Providing a little bit more context on these (I live in Canada, though not anywhere the convoy passed through):

> He refused to meet with them, and he referred to them as racist. At first I assumed this was on priors, but it turns out he was saying some of them were waiving swastikas, which seems like a clear tactical error assuming it happened.

There were Nazi flags and Confederate flags flown (yes, in Canada, there were people with those!). There's plenty of images published of this. I assume it's a small minority in the convoy, but I don't know of any way to measure this, and regardless it's what became the face of the convoy in left-leaning Canadian media.

> “Having a group of people who disagree with the outcome of an election, who want to go a different way and bring in an alternative government, is a nonstarter in a responsible democracy,” Trudeau said.

When Trudeau said this, he was referring to some in the convoy's demand he resign. I don't know if this was an official demand on the part of the convoy, but it made a number of headlines.

> Somehow getting that last 10 percent vaccinated is ‘how we get through the pandemic’ rather than the 90 percent making a further mandate unnecessary.

Regarding this, Canada's hospital system has far, far less capacity than in the States and has been far more easily overwhelmed.

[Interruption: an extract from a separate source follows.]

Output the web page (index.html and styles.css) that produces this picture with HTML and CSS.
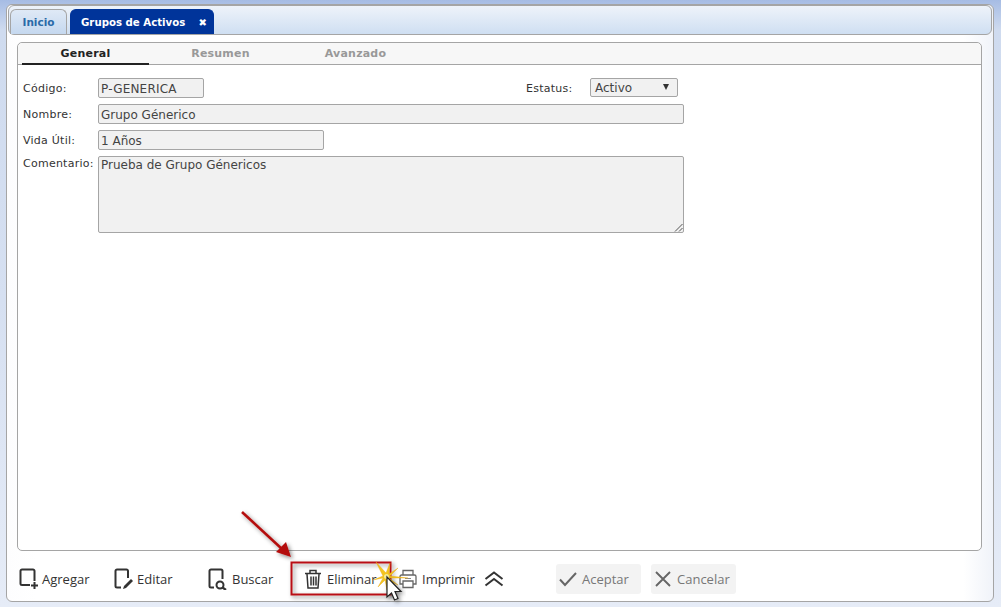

Ontario's hospital system, for example, was by many measures overloaded during January. Plenty of patients needing surgery, cancer care, etc. have had their surgeries postponed, and Canada already had sky-high waiting times.

In this context, with hospitals already normally running close to 100% capacity before the pandemic, the additional burden from the 10% unvaccinated has a larger impact than it would in the States.

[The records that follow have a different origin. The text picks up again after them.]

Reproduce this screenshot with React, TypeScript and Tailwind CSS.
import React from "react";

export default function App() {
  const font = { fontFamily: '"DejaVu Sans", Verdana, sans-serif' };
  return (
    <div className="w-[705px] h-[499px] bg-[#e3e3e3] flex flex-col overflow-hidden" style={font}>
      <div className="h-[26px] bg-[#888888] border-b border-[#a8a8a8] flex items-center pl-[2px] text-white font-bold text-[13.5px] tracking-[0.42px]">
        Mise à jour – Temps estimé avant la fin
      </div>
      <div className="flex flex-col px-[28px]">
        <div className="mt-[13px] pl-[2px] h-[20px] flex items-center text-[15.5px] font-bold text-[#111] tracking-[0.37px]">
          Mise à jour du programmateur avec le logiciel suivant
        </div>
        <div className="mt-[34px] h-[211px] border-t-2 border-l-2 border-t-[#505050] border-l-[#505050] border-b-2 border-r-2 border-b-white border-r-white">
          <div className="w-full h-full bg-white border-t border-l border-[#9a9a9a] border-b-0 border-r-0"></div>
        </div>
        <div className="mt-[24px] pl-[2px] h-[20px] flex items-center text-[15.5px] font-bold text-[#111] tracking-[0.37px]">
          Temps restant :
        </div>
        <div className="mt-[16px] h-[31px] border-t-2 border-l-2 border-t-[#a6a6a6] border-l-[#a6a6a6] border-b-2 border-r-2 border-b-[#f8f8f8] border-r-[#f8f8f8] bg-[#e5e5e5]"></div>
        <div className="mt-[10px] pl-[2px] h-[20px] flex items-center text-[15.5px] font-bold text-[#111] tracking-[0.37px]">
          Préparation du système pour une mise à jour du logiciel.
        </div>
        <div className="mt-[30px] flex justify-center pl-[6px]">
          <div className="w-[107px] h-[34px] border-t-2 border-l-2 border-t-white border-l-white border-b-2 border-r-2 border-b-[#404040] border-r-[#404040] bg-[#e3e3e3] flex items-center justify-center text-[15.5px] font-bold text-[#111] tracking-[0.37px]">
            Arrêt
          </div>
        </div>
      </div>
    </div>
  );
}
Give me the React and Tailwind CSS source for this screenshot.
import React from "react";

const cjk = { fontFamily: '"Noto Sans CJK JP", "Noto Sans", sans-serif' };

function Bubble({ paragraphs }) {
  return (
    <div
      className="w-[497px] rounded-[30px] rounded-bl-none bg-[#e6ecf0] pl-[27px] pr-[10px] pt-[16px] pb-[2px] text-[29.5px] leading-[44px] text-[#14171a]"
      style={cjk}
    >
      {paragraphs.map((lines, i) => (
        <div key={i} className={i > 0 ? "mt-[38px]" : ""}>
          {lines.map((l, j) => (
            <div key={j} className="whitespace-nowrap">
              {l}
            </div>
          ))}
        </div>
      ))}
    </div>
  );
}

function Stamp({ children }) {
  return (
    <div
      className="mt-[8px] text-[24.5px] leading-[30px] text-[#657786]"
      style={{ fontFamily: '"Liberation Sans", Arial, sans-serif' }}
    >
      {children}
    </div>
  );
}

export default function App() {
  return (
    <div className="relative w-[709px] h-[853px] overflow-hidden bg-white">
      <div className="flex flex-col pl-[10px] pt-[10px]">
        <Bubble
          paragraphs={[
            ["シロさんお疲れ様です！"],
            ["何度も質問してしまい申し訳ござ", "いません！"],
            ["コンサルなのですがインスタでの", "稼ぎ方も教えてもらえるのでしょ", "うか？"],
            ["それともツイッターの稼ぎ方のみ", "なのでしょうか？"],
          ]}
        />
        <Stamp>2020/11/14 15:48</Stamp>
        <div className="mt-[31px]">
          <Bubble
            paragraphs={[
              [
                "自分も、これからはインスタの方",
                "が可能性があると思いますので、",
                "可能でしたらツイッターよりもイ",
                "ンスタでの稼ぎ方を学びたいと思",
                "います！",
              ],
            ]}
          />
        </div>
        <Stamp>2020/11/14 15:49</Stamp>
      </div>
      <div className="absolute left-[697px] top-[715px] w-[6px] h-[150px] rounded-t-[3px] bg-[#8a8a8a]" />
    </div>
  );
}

I suppose you could have offered a choice everyone in Canada a choice to either vaccinate or not vaccinate, and everyone who is unvaccinated signs a waiver saying they're fine being at the bottom of the triage list if they go to the hospital for covid-related disease and dealt with this issue once vaccines became widely available, but this never happened for what I would guess are obvious reasons.

(The true fix to this where we fund an increase in medical system capacity is of course not nor has it been a particularly urgent priority for politicians.)

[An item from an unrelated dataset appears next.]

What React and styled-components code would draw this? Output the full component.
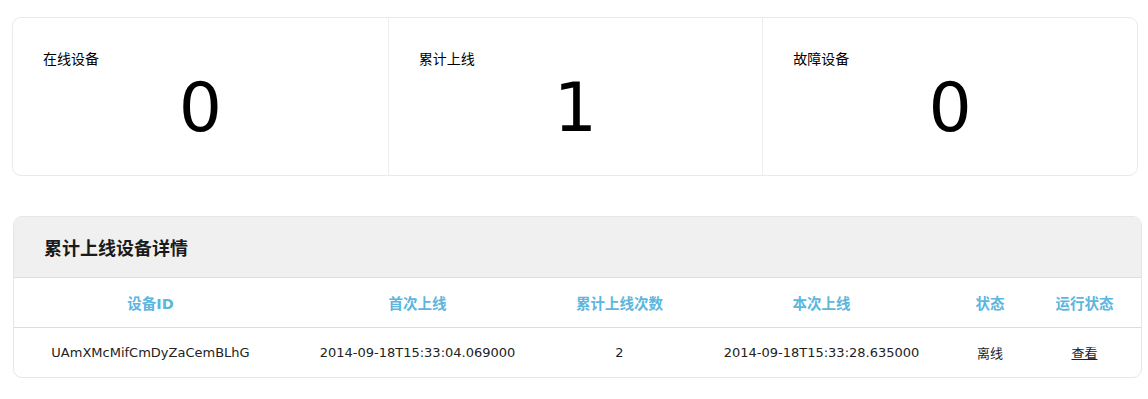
import React from "react";
import styled, { createGlobalStyle } from "styled-components";

const GlobalStyle = createGlobalStyle`
	body {
		margin: 0;
		background: #fff;
		font-family: "DejaVu Sans", "Noto Sans CJK SC", sans-serif;
		color: #222;
	}
`;

const stats = [
	{ id: 1, label: "在线设备", value: 0 },
	{ id: 2, label: "累计上线", value: 1 },
	{ id: 3, label: "故障设备", value: 0 },
];

const columns = ["设备ID", "首次上线", "累计上线次数", "本次上线", "状态", "运行状态"];

const rows = [
	{
		id: "UAmXMcMifCmDyZaCemBLhG",
		first: "2014-09-18T15:33:04.069000",
		count: 2,
		last: "2014-09-18T15:33:28.635000",
		status: "离线",
	},
];

export default function App() {
	return (
		<>
			<GlobalStyle />
			<Page>
				<StatsCard>
					{stats.map((item) => (
						<StatBox key={item.id}>
							<StatLabel>{item.label}</StatLabel>
							<StatValue>{item.value}</StatValue>
						</StatBox>
					))}
				</StatsCard>
				<DetailCard>
					<DetailHead>累计上线设备详情</DetailHead>
					<HeadRow>
						{columns.map((col) => (
							<HeadCell key={col}>{col}</HeadCell>
						))}
					</HeadRow>
					{rows.map((row) => (
						<DataRow key={row.id}>
							<Cell>{row.id}</Cell>
							<Cell>{row.first}</Cell>
							<Cell>{row.count}</Cell>
							<Cell>{row.last}</Cell>
							<Cell>{row.status}</Cell>
							<Cell>
								<ViewLink href="#">查看</ViewLink>
							</Cell>
						</DataRow>
					))}
				</DetailCard>
			</Page>
		</>
	);
}

const Page = styled.div`
	padding-top: 17px;
`;
const StatsCard = styled.div`
	margin-left: 12px;
	width: 1126px;
	box-sizing: border-box;
	border: 1px solid #eaeaea;
	border-radius: 9px;
	display: grid;
	grid-template-columns: 1fr 1fr 1fr;
`;
const StatBox = styled.div`
	padding: 30px 30px 33px;
	& + & {
		border-left: 1px solid #eeeeee;
	}
`;
const StatLabel = styled.div`
	font-family: "Noto Sans CJK SC", sans-serif;
	font-size: 14px;
	line-height: 20px;
	color: #000;
`;
const StatValue = styled.div`
	margin-top: 6px;
	font-family: "DejaVu Sans", sans-serif;
	font-size: 68px;
	line-height: 68px;
	text-align: center;
	color: #000;
`;
const DetailCard = styled.div`
	margin: 40px 0 0 13px;
	width: 1129px;
	box-sizing: border-box;
	border: 1px solid #e6e6e6;
	border-radius: 9px;
	overflow: hidden;
`;
const DetailHead = styled.div`
	height: 60px;
	display: flex;
	align-items: center;
	padding-left: 30px;
	background: #f0f0f0;
	border-bottom: 1px solid #dddddd;
	font-family: "Noto Sans CJK SC", sans-serif;
	font-size: 18px;
	font-weight: 700;
	color: #1a1a1a;
`;
const Row = styled.div`
	display: grid;
	grid-template-columns: 273px 261px 143px 261px 76px 1fr;
	align-items: center;
`;
const HeadRow = styled(Row)`
	height: 49px;
	border-bottom: 1px solid #dddddd;
`;
const DataRow = styled(Row)`
	height: 49px;
`;
const HeadCell = styled.div`
	text-align: center;
	font-size: 14.5px;
	font-weight: 700;
	color: #5cb6de;
`;
const Cell = styled.div`
	text-align: center;
	font-size: 13px;
	color: #222;
`;
const ViewLink = styled.a`
	color: #222;
	text-decoration: underline;
`;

I think there's a fair point to be made that since we're likely past the peak in Canada that further restrictions can be safely dropped for now, although one has to wonder at further variants. We really lucked out that Omicron was as mild as it was. Who knows what next winter will bring?

> Plus, in what is hilarious to us because we’re not there and don’t have to suffer through it, constant honking of all of their horns.

One final point regarding the calls to bring in the military, and this is anecdotal: the trucker convoy was in Ottawa for a number of days, and they were honking their horns throughout the night for all that time as per complaints in r/ottawa. Regardless of what you want to call this, I personally would have hoped for police or military action to remove the convoy if I lived in the neighbourhood there having to put up with it. Days of ruined sleep is, if not violence, at least something anyone should be forced to deal with in civil society. I've heard people in the area claim their pets have had serious stress issues from the honking and they've been forced to pay thousands in vet bills (though as always you should take Reddit comments with a grain of salt).